Proposed by initiative petition to be voted on at the General Election, November 7, 2006.
PROHIBITS PUBLIC BODY FROM CONDEMNING PRIVATE REAL PROPERTY IF INTENDS TO CONVEY TO PRIVATE PARTY
RESULT OF "YES" VOTE: "Yes" vote prohibits public body from condemning certain private real property if it intends to convey all or part to a private party, with exceptions.
RESULT OF "NO" VOTE: "No" vote retains current law, allowing government to acquire private real property required for an authorized public purpose that involves transferring property to private party.
SUMMARY: The Oregon Constitution allows public bodies to condemn real property required for a public purpose, requires compensation to property owner. Statutes permit owner to challenge amount of compensation in court. Measure prohibits public bodies from condemning private residence, business establishment, farm, or forest operation if government intends to convey all or part of the property to another private party. Measure excludes property condemned as dangerous to health or safety, or for transportation or utility services; allows government to lease condemned property for accessory retail uses. Requires court to decide whether public body unlawfully intended to convey the property to another private person. Expands rights to attorney fees and costs if court prohibits condemnation or if compensation awarded is more than government's initial offer. Other provisions.
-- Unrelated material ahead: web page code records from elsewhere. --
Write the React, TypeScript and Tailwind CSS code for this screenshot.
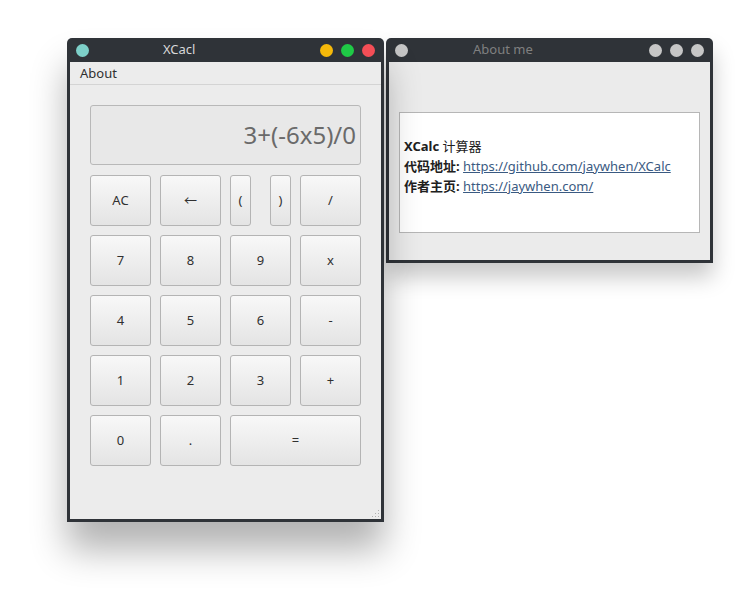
import React from 'react';

const font = { fontFamily: '"Noto Sans", "Noto Sans CJK SC", sans-serif' };

function Dot({ color }: { color: string }) {
  return <span className={`block h-[13px] w-[13px] shrink-0 rounded-full ${color}`} />;
}

function Key({ label, className = '' }: { label: string; className?: string }) {
  return (
    <button
      type="button"
      className={`flex h-[51px] items-center justify-center rounded-[3px] border border-[#b4b4b4] bg-gradient-to-b from-[#f8f8f8] to-[#e4e4e4] text-[13px] text-[#303030] ${className}`}
    >
      {label}
    </button>
  );
}

function CalcWindow() {
  const rows = [
    ['7', '8', '9', 'x'],
    ['4', '5', '6', '-'],
    ['1', '2', '3', '+'],
  ];
  return (
    <div className="absolute left-[67px] top-[38px] z-10 flex h-[484px] w-[317px] flex-col rounded-t-[5px] bg-[#2f3338] px-[3px] pb-[3px] shadow-[0_28px_36px_rgba(0,0,0,0.3)]">
      {/* title bar */}
      <div className="flex h-[24px] shrink-0 items-center pl-[6px] pr-[6px]">
        <Dot color="bg-[#7dd0c9]" />
        <span className="ml-[74px] text-[13px] text-[#d8d8d8]">XCacl</span>
        <div className="ml-auto flex gap-[8px]">
          <Dot color="bg-[#f6b90a]" />
          <Dot color="bg-[#1fca46]" />
          <Dot color="bg-[#f44e56]" />
        </div>
      </div>
      <div className="relative flex flex-1 flex-col bg-[#ececec]">
        <div className="flex h-[23px] items-center border-b border-[#d4d4d4] pl-[10px] pt-[1px] text-[13px] text-[#303030]">
          About
        </div>
        <div className="px-[20px] pt-[20px]">
          <div className="flex h-[60px] items-center justify-end rounded-[3px] border border-[#b8b8b8] bg-[#e8e8e8] pr-[4px] text-[24px] text-[#6a6a6a]">
            3+(-6x5)/0
          </div>
          <div className="mt-[10px] grid grid-cols-4 gap-[9px]">
            <Key label="AC" />
            <Key label="←" className="text-[11px]" />
            <div className="flex justify-between">
              <Key label="(" className="w-[21px]" />
              <Key label=")" className="w-[21px]" />
            </div>
            <Key label="/" />
            {rows.flat().map((k) => (
              <Key key={k} label={k} />
            ))}
            <Key label="0" />
            <Key label="." />
            <Key label="=" className="col-span-2" />
          </div>
        </div>
        {/* resize grip */}
        <svg className="absolute bottom-[1px] right-[1px]" width="10" height="10" viewBox="0 0 10 10">
          {[
            [8, 2], [8, 5], [5, 5], [8, 8], [5, 8], [2, 8],
          ].map(([x, y], i) => (
            <rect key={i} x={x} y={y} width="1" height="1" fill="#b0b0b0" />
          ))}
        </svg>
      </div>
    </div>
  );
}

function AboutWindow() {
  return (
    <div className="absolute left-[386px] top-[38px] flex h-[225px] w-[327px] flex-col rounded-t-[5px] bg-[#2f3338] px-[3px] pb-[3px] shadow-[0_14px_22px_rgba(0,0,0,0.22)]">
      <div className="flex h-[24px] shrink-0 items-center pl-[6px] pr-[6px]">
        <Dot color="bg-[#c6c6c6]" />
        <span className="ml-[65px] text-[13px] text-[#808080]">About me</span>
        <div className="ml-auto flex gap-[8px]">
          <Dot color="bg-[#c6c6c6]" />
          <Dot color="bg-[#c6c6c6]" />
          <Dot color="bg-[#c6c6c6]" />
        </div>
      </div>
      <div className="flex-1 bg-[#ebebeb] px-[10px] pt-[50px]">
        <div className="flex h-[121px] flex-col border border-[#b6b6b6] bg-white pl-[4px] pt-[23px] text-[13px] leading-[20px] text-[#202020]">
          <p>
            <b>XCalc</b> 计算器
          </p>
          <p>
            <b>代码地址:</b>{' '}
            <a className="text-[#3a5a82] underline" href="#">
              https://github.com/jaywhen/XCalc
            </a>
          </p>
          <p>
            <b>作者主页:</b>{' '}
            <a className="text-[#3a5a82] underline" href="#">
              https://jaywhen.com/
            </a>
          </p>
        </div>
      </div>
    </div>
  );
}

export default function App() {
  return (
    <div className="relative h-[609px] w-[746px] overflow-hidden bg-white" style={font}>
      <AboutWindow />
      <CalcWindow />
    </div>
  );
}
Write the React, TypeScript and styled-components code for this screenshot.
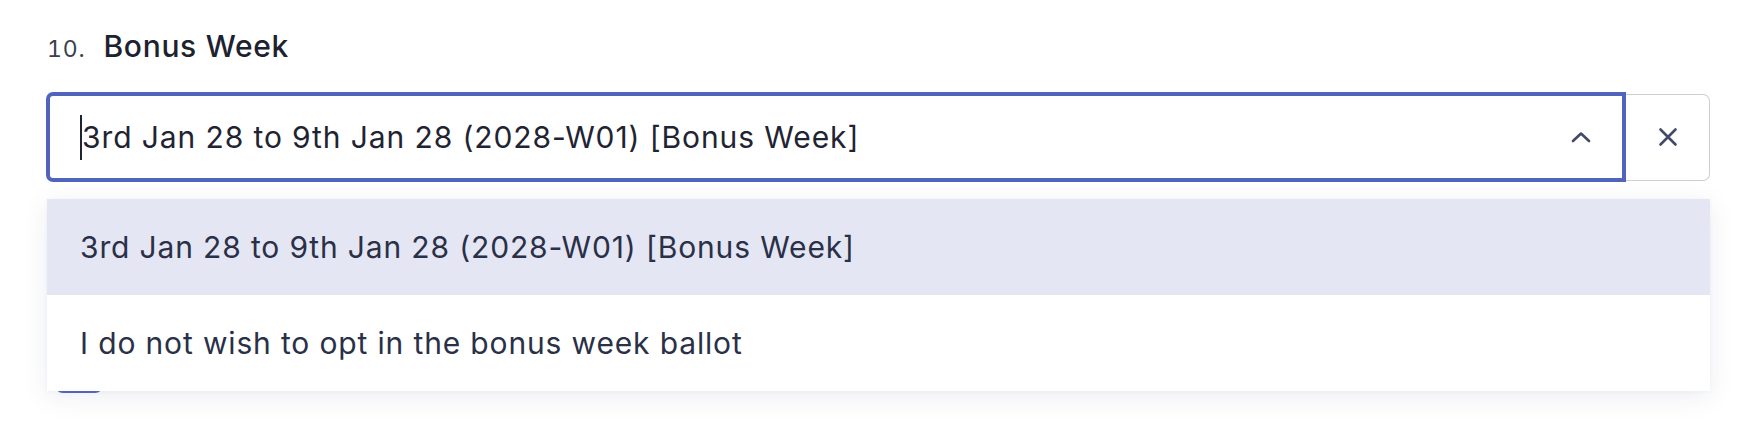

ESTIMATE OF FINANCIAL IMPACT: This measure could require annual state budget expenditures of approximately $8 million to $17 million a year.
This measure has no financial effect on state government revenue.
This measure could require local government expenditures of between $8 million to $13 million a year.
This measure has no financial effect on local government revenue.
(See Voters' Pamphlet for Explanation of this financial estimate).
Explanation of Estimate of Financial Impact
This measure could increase the state's budget expenditures for highway rights-of-way by $8 million to $17.25 million a year. County government's property costs could increase between $5 million to $10 million per year. Cities' costs could increase by up to $3 million per year.
A portion of Measure 39 changes the rules for determining when the state, a city or a county must pay attorney's fees and court costs in condemnation cases. Condemnation is an act by a government to acquire privately-owned property for a public purpose, such as highway right-of-way, city streets, public buildings and utilities or to transfer to another party.
When the state, a county or a city needs to acquire property for a public purpose, it offers to buy the property from the owner.. If the property owner is not willing to sell for the amount that is offered, the state, county or city may make one or more higher offers. If no agreement is reached, the case may go to court, where the value of the property that must be paid will be decided. Under current law, each party must pay their own attorney fees, appraiser fees and other related costs - unless the value determined by the court is more than the highest written offer that was made by the government before trial. In that case, the state, county or city must pay the property owner's costs and fees.
This measure would require the government to pay a property owner's fees and other costs if the value determined by the court is more than the first offer made by the government instead of the highest offer made before trial. The financial impact for this measure is based on two assumptions. Property owners may be less likely to accept the initial offer, and more likely to wait for a court to decide the value of their property, if the measure is approved. Also, government may spend more on appraisals before making their first offer.
The state buys about 600 pieces of property each year for highway rights-of-way. In most cases the state and the property owner agree on a sale price. The state goes through the condemnation process for about 10 percent of the properties, and most of those cases are settled without going to trial. If this measure passes, it is assumed that the number of condemnation cases that must be filed could double and that all of them would go to trial. Legal and other costs for the state would increase. It is more likely for those cases that go to trial, that the court would find that the property owner should receive more compensation for the property than the state's first offer, simply because of the amount of time that will pass between the first offer to buy and the date a condemnation case is filed in court. As a result the state would pay attorney fees, appraiser fees and other costs for the property owner.
Secretary of State Bill Bradbury
State Treasurer Randall Edwards
Lindsay Ball, Director, Dept. of Administrative Services
Elizabeth Harchenko, Director, Dept. of Revenue
Debra Guzman, Local Government Representative
(The estimate of financial impact and explanation was provided by the above committee pursuant to ORS 250.127.)